Concept & Formula used :-

• Angle subtended by an arc at the centre is double the angle subtended by it at any point on the remaining part of the circle .
• Area of ∆ = (1/2) * Side1 * side2 * (Angle b/w both sides).
• Area of sector with angle @ = (@/360°) * π * (radius)²

Solution :-

→ ∠BAC = 60° (Equaliteral ∆).

→ ∠BOC = 120° (Double).

→ BO = OC = Radius = 4cm.

Hence,

→ Area of sector BOC = (120°/360°) [ π * (4)² ]

→ Area of sector BOC = (1/3) * (16π) cm² ------- Equation (1).

__________________

Now,

In ∆BOC we have :-

→ ∠BOC = 120° (Double).

→ BO = OC = Radius = 4cm.

Hence,

→ Area ∆BOC = (1/2) * BO * OC * (sin∠BOC)

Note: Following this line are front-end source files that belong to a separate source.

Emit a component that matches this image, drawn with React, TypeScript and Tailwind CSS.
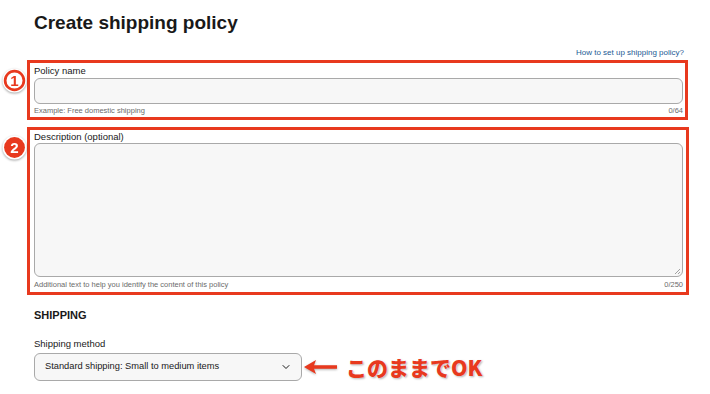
import { ChevronDown } from 'lucide-react'

const RED = '#e8391e'

function Badge({ n, filled }: { n: string; filled?: boolean }) {
  return (
    <svg width="25" height="25" viewBox="0 0 24 24" className="absolute -left-[28px] top-[5px] drop-shadow-[0_1px_1px_rgba(0,0,0,0.35)]">
      <circle cx="12" cy="12" r="11.5" fill="#fff" />
      {filled ? (
        <circle cx="12" cy="12" r="10" fill={RED} />
      ) : (
        <circle cx="12" cy="12" r="9" fill="#fff" stroke={RED} strokeWidth="2.6" />
      )}
      <text
        x="12"
        y="17.2"
        textAnchor="middle"
        fontSize="14.5"
        fontWeight="700"
        fontFamily="Arial, 'Liberation Sans', sans-serif"
        fill={filled ? '#fff' : RED}
      >
        {n}
      </text>
    </svg>
  )
}

export default function App() {
  return (
    <div className="w-[710px] h-[394px] overflow-hidden bg-white font-['Liberation_Sans',Arial,sans-serif] text-[#191919]">
      <div className="pl-[34px] pr-[22px] pt-[10px]">
        <h1 className="text-[19px] leading-[26px] font-bold">Create shipping policy</h1>

        <div className="flex justify-end pr-[4px] mt-[12px]">
          <a className="text-[8px] leading-[10px] text-[#1d5a94]">How to set up shipping policy?</a>
        </div>

        {/* policy name */}
        <div className="relative -ml-[7px] mt-[2px] border-[3px] border-[#e8391e] pl-[4px] pr-[2px] pt-[2px] pb-[1px]">
          <Badge n="1" />
          <div className="text-[9.5px] leading-[12px]">Policy name</div>
          <div className="mt-[1px] h-[26px] rounded-[6px] border border-[#a9a9a9] bg-[#f7f7f7]" />
          <div className="flex justify-between text-[7.5px] leading-[10px] text-[#6b6b6b] mt-[2px]">
            <span>Example: Free domestic shipping</span>
            <span>0/64</span>
          </div>
        </div>

        {/* description */}
        <div className="relative -ml-[7px] mr-[-1px] mt-[7px] border-[3px] border-[#e8391e] pl-[4px] pr-[3px] pt-[1px] pb-[2px]">
          <Badge n="2" filled />
          <div className="text-[9.5px] leading-[12px]">Description (optional)</div>
          <div className="relative h-[134px] rounded-[6px] border border-[#a9a9a9] bg-[#f7f7f7]">
            <svg width="7" height="7" viewBox="0 0 7 7" className="absolute right-[1px] bottom-[1px]">
              <path d="M6 1 L1 6 M6 4 L4 6" stroke="#8a8a8a" strokeWidth="0.8" />
            </svg>
          </div>
          <div className="flex justify-between text-[7.5px] leading-[10px] text-[#6b6b6b] mt-[3px]">
            <span>Additional text to help you identify the content of this policy</span>
            <span>0/250</span>
          </div>
        </div>

        <h2 className="mt-[13px] text-[11px] leading-[14px] font-bold">SHIPPING</h2>
        <div className="mt-[16px] text-[9.5px] leading-[12px]">Shipping method</div>

        <div className="mt-[3px] flex items-center">
          <div className="flex h-[28px] w-[268px] items-center justify-between rounded-[6px] border border-[#a9a9a9] bg-[#f7f7f7] pl-[10px] pr-[9px]">
            <span className="text-[9.3px]">Standard shipping: Small to medium items</span>
            <ChevronDown size={12} strokeWidth={2} />
          </div>
          <svg width="36" height="18" viewBox="0 0 36 18" className="ml-[1px] drop-shadow-[0_1px_1px_rgba(0,0,0,0.3)]">
            <path d="M1 9 L13 2 L11 7.2 L34 7.2 L34 10.8 L11 10.8 L13 16 Z" fill={RED} />
          </svg>
          <span className="ml-[7px] text-[21px] leading-[24px] font-black text-[#e8391e] font-['Noto_Sans_CJK_JP',sans-serif] [text-shadow:0_0_2px_#fff,1px_1px_2px_rgba(0,0,0,0.35)]">
            このままでOK
          </span>
        </div>
      </div>
    </div>
  )
}
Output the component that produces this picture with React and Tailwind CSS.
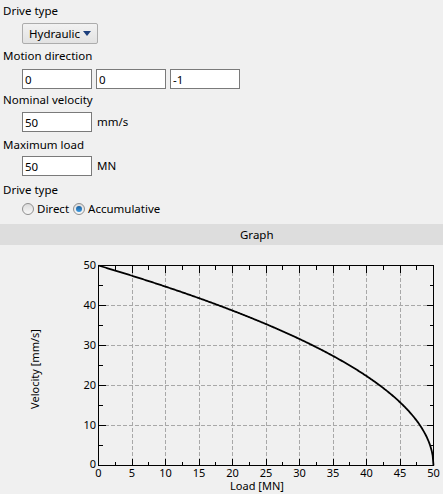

→ Area ∆BOC = (1/2) * 4 * 4 * sin120°

→ Area ∆BOC = 8 * (√3/2)

→ Area ∆BOC = 4√3 cm² . --------- Equation (2).

__________________

Therefore,

→ Required Shaded Area = Area of sector - Area of ∆BOC

→ Required Shaded Area = Equation (1) - Equation (2)

→ Required Shaded Area = [ (1/3) * (16π) ] - 4√3

→ Required Shaded Area = (4/3) [ 4π - 3√3 ] cm² (Ans.)

Hence, Area of shaded Region will be (4/3) [ 4π - 3√3 ] cm² .